Fucking greedy, evil oil companies making an average of 6.2% profit margins while the awesome and benevolent state and Federal government collects far more for doing nothing other than "providing the environment" for success. We should shut them all down and the government will somehow generate even more revenue by taxing nothing. Or better yet, socialize it, yeah, that's the ticket. Because the government with it's total lack of experience in the industry will do it better, faster, cleaner and cheaper...right?

Fucking idiots.
how do you pay for something IN FULL if you still have maintain cost ???

as a business owner I realize that my business is owed a great deal with the help of others..NOW it was my idea so I get the large share..lol, but I was helped along the way to accomplish what I have. People can say oh I did it all by myself..I say right:roll: you either lying or your business is not as successful as it could be. In order to have a successful business you must have a successful network. Something not accomplished alone.


Now point of the topic as to saying did STATE helped me. NO ...My Federal government did though.:clap:
 

MuyLocoNC

Well-Known Member
how do you pay for something IN FULL if you still have maintain cost ???
A little confusing but I think I get the gist of your question. Once the road is built, I think it's understood any future costs are for maintenance. Roads are built using revenue from taxes at the time of their construction just as maintenance costs are paid with revenue from taxes collected at the time of that maintenance.

I don't see how you could have misconstrued my point. Which was, all of those costs are already built in to EVERY aspect of use that a business could utilize. And as that business succeeds and it's use of that infrastructure increases, the amount it pays for that use parallels said increase. They are inescapable as they are embedded in every service you contract and every mile your company vehicles drive.
 

londonfog

Well-Known Member
A little confusing but I think I get the gist of your question. Once the road is built, I think it's understood any future costs are for maintenance. Roads are built using revenue from taxes at the time of their construction just as maintenance costs are paid with revenue from taxes collected at the time of that maintenance.

I don't see how you could have misconstrued my point.
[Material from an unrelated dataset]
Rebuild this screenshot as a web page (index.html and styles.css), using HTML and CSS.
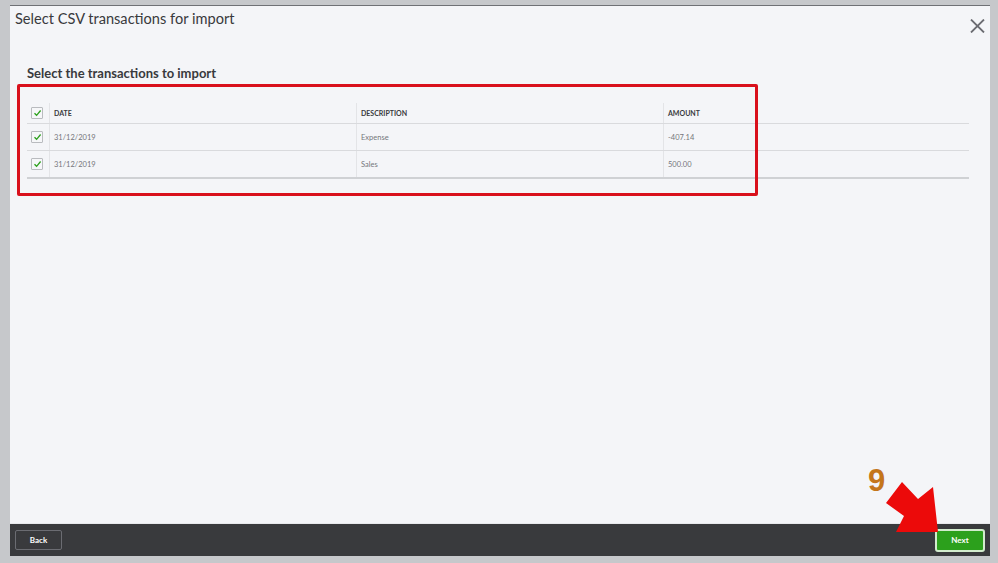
FILE: index.html
```html
<!DOCTYPE html>
<html>
<head>
<meta charset="utf-8">
<link rel="stylesheet" href="styles.css">
</head>
<body>
<div class="dialog">
  <div class="dialog-header">
    <h1 class="title">Select CSV transactions for import</h1>
    <button class="close" aria-label="Close">
      <svg width="15" height="14" viewBox="0 0 15 14"><path d="M1 0.5 L14 13.5 M14 0.5 L1 13.5" stroke="#6b6c72" stroke-width="1.8" fill="none"/></svg>
    </button>
  </div>
  <div class="dialog-body">
    <h2 class="subtitle">Select the transactions to import</h2>
    <table class="txn">
      <thead>
        <tr>
          <th class="c-check"><span class="cb"><svg width="9" height="8" viewBox="0 0 9 8"><path d="M1.5 4.2 L3.6 6.3 L7.6 1.5" stroke="#2ca01c" stroke-width="1.3" fill="none"/></svg></span></th>
          <th>DATE</th>
          <th>DESCRIPTION</th>
          <th>AMOUNT</th>
        </tr>
      </thead>
      <tbody>
        <tr>
          <td class="c-check"><span class="cb"><svg width="9" height="8" viewBox="0 0 9 8"><path d="M1.5 4.2 L3.6 6.3 L7.6 1.5" stroke="#2ca01c" stroke-width="1.3" fill="none"/></svg></span></td>
          <td>31/12/2019</td>
          <td>Expense</td>
          <td>-407.14</td>
        </tr>
        <tr>
          <td class="c-check"><span class="cb"><svg width="9" height="8" viewBox="0 0 9 8"><path d="M1.5 4.2 L3.6 6.3 L7.6 1.5" stroke="#2ca01c" stroke-width="1.3" fill="none"/></svg></span></td>
          <td>31/12/2019</td>
          <td>Sales</td>
          <td>500.00</td>
        </tr>
      </tbody>
    </table>
  </div>
  <div class="dialog-footer">
    <button class="btn-back">Back</button>
    <button class="btn-next">Next</button>
  </div>
</div>
<div class="annot-box"></div>
<div class="annot-num">9</div>
<svg class="annot-arrow" width="998" height="563" viewBox="0 0 998 563">
  <polygon points="886,503 902,482 918,499 933,487 938,532 896,532 904,516" fill="#ec0a0a"/>
</svg>
</body>
</html>
```

FILE: styles.css
```css
html, body {
  margin: 0;
  padding: 0;
}
body {
  width: 998px;
  height: 563px;
  background: #c6c8cb;
  font-family: "Lato", "Open Sans", "Liberation Sans", sans-serif;
  position: relative;
  overflow: hidden;
}
.dialog {
  margin: 5px 8px 0 10px;
  height: 551px;
  box-sizing: border-box;
  border-top: 1px solid #6f7175;
  background: #f4f5f8;
  display: flex;
  flex-direction: column;
}
.dialog-header {
  display: flex;
  justify-content: space-between;
  align-items: flex-start;
  padding: 3px 5px 0 5px;
}
.title {
  margin: 0;
  font-size: 14.6px;
  font-weight: 400;
  line-height: 20px;
  color: #393a3d;
}
.close {
  border: 0;
  background: transparent;
  padding: 0;
  margin-top: 10px;
  width: 15px;
  height: 14px;
  display: block;
}
.close svg { display: block; }
.dialog-body {
  flex: 1;
  padding: 0 21px 0 17px;
}
.subtitle {
  margin: 32px 0 0 0;
  font-size: 13px;
  font-weight: 700;
  line-height: 16px;
  color: #393a3d;
}
.txn {
  margin-top: 22px;
  width: 942px;
  border-collapse: collapse;
  table-layout: fixed;
  font-size: 7.5px;
}
.txn th, .txn td {
  text-align: left;
  padding: 0 0 0 4px;
  border-left: 1px solid #e3e4e7;
}
.txn th {
  height: 20px;
  font-weight: 700;
  color: #393a3d;
  border-bottom: 1px solid #d9dadd;
  font-size: 7px;
}
.txn td {
  height: 26px;
  color: #74757b;
  border-bottom: 1px solid #d9dadd;
}
.txn tbody tr:last-child td {
  border-bottom: 2px solid #cfd1d4;
}
.txn .c-check {
  width: 22px;
  padding: 0;
  border-left: 0;
  border-right: 1px solid #e3e4e7;
}
.txn th:nth-child(2), .txn td:nth-child(2) { width: 302px; border-left: 0; }
.txn th:nth-child(3), .txn td:nth-child(3) { width: 302px; }
.cb {
  display: flex;
  align-items: center;
  justify-content: center;
  width: 10px;
  height: 10px;
  margin-left: 4px;
  border: 1px solid #b9bbbf;
  background: #f6f7f9;
  border-radius: 1px;
}
.cb svg { display: block; }
.dialog-footer {
  height: 32px;
  background: #393a3d;
  border-top: 1px solid #e8e9ec;
  display: flex;
  align-items: center;
  justify-content: space-between;
  padding: 0 5px 0 5px;
}
.btn-back {
  width: 47px;
  height: 20px;
  background: transparent;
  border: 1px solid #6b6c72;
  color: #ffffff;
  font-family: "Lato", "Liberation Sans", sans-serif;
  font-size: 8px;
  font-weight: 700;
  border-radius: 2px;
  padding: 0;
}
.btn-next {
  width: 50px;
  height: 23px;
  background: #2ca01c;
  border: 2px solid #d2ebcd;
  color: #ffffff;
  font-family: "Lato", "Liberation Sans", sans-serif;
  font-size: 8px;
  font-weight: 700;
  border-radius: 3px;
  padding: 0;
}
.annot-box {
  position: absolute;
  left: 17px;
  top: 84px;
  width: 741px;
  height: 112px;
  box-sizing: border-box;
  border: 3px solid #d9101c;
  border-radius: 2px;
}
.annot-num {
  position: absolute;
  left: 868px;
  top: 463px;
  font-family: "Liberation Sans", sans-serif;
  font-weight: 700;
  font-size: 31px;
  line-height: 36px;
  color: #c4761b;
}
.annot-arrow {
  position: absolute;
  left: 0;
  top: 0;
  pointer-events: none;
}
```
Which was, all of those costs are already built in to EVERY aspect of use that a business could utilize. And as that business succeeds and it's use of that infrastructure increases, the amount it pays for that use parallels said increase. They are inescapable as they are embedded in every service you contract and every mile your company vehicles drive.
how ?????????? ten character bullshit forced the question marks and this sentence.